Еще я узнала, что надежда дается дорогой ценой. После того, как я сама каким-то невероятным образом смогла подарить ее другим, путем неимоверных страданий, я знала, что для людей она открыла пусть в новый, лучший мир. И дети вроде Уэсли больше никогда не отправятся на Жатву. Приют больше не будет адом для своих юных обитателей, где они медленно угасают. Дистрикт сможет свободно голосовать за свои представителей, которые будут отстаивать его интересы в равных условиях с другими Дистриктами в Капитолии. Школы будут давать детям доступ к широкому спектру знаний. И в каждом Дистрикте будет доступна хотя бы первичная медицинская помощь, а правительство станет прислушиваться к потребностям и нуждам народа, а не требовать безоговорочного подчинения и даже преклонения перед верховным лидером. Конечно, не все еще в нашем государстве совершенно, и многое нужно восстанавливать, и все еще продолжаются скандалы вокруг тех, кто оказался не по ту сторону баррикад. Плутарх Хеверсби был прав — мы в самом деле непостоянные, тупые твари со слабой памятью и талантом к самоуничтожению. Но, может быть, и мы постепенно меняемся.

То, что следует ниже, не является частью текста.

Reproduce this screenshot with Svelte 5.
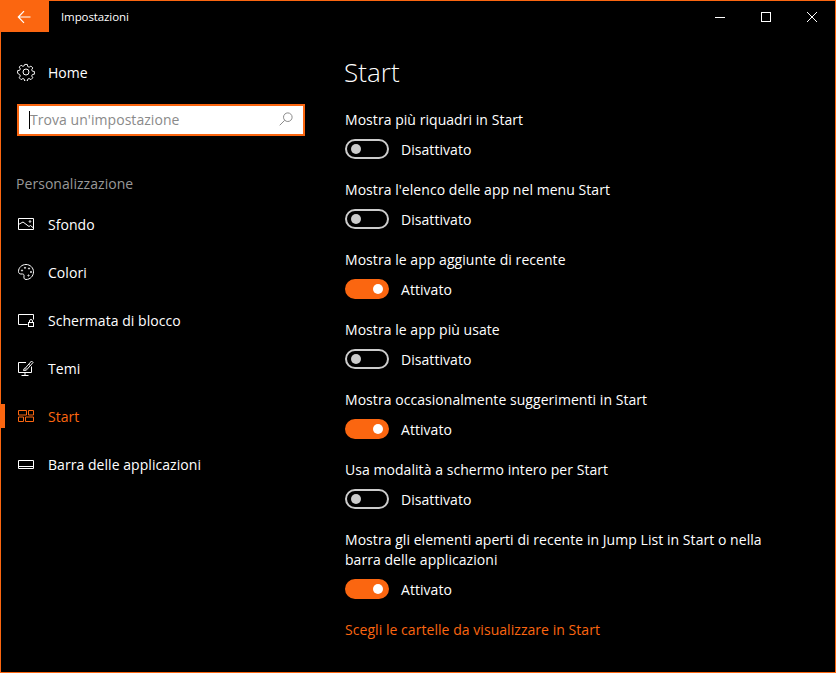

По крайней мере, со мной это произошло, хотя каждая из этих перемен вывернула меня едва не наизнанку.
И я решила, что мне не стоило возмущаться по поводу стремления Пита выступить с речью, чтобы поделиться тем, что он пережил, с другими. Всем нам нужно было понять, что же на самом деле важнее всего. Для меня самой важной вещью оказалось занять себя, пусть даже и маленькими делами, но лишь бы помогать другим. Любовь к Питу наполнила мою жизнь смыслом и одарила меня бОльшим счастьем, чем я сама могла когда-либо дать другому человеку. И даже то, что теперь я могла говорить о своей сестре, несмотря ни на что, и знать, что я пыталась ее защитить, пусть мне это и не удалось, тоже открыло для меня новые горизонты, новые просторы, которые я могла заполнить светом, а не мрачными мыслями о том, как ее не стало.
Я еще немного поохотилась, отпустив мысли на простор, или, точнее, вообще выкинув все из головы. Старалась не шуметь, дожидаясь добычу, но на самом деле делала все вполсилы. По большей части я просто впитывала все, что меня окружало: то, как сероватое небо, светлея, становилось голубым, то, как ветер трепал листья на ветвях, срывая некоторые и заставляя их опадать в сухой подлесок. Почва здесь была каменистой и твердой, но на ней все равно выросли высоченные стволы, макушки которых, казалось, задевали небо. И я ощущала присутствие здесь своего отца, он был таким же, как и в моем сне: нежным, призрачным, но дарующим мне такую прочную защиту, о которой я могла только мечтать. И мне взгрустнулось из-за этого — хотя когда я не грустила? Но теперь эта булла ту грусть, с которой я могла ужиться.
И вдруг, из меня, как будто прорвав плотину, полились слова. Я представляла себе отца, которого не видела уже восемь лет, который теперь шел бок о бок со мной. И я рассказала ему все – все, что только человек может выразить в устной форме — Жатву, как я покинула Прим и мать, взяв с Гейла обещание их оберегать. Пита. Хеймитча и Эффи. Других трибутов. Руту. Арены. Как потеряла Пита. Дистрикт Тринадцать. Войну. Охмор. Прим. Как хотела умереть. Как вернулась домой. Пекарню. Депрессию и приступы Пита. Как он уехал от меня в больницу. Внезапно оказалось, что я так много должна ему рассказать. Я открыла дверь, и теперь она не закрывалась. Казалось, мне бы и жизни не хватило, чтобы все ему рассказать, даже то, что рассказывать не хотелось. Но я открыла дверь и сделала то. Он был мой отец, и понял бы меня, будь он жив. Он не сломался бы под грузом всего этого знания. Мне не пришлось скрывать от него многое, как я скрывала это от матери.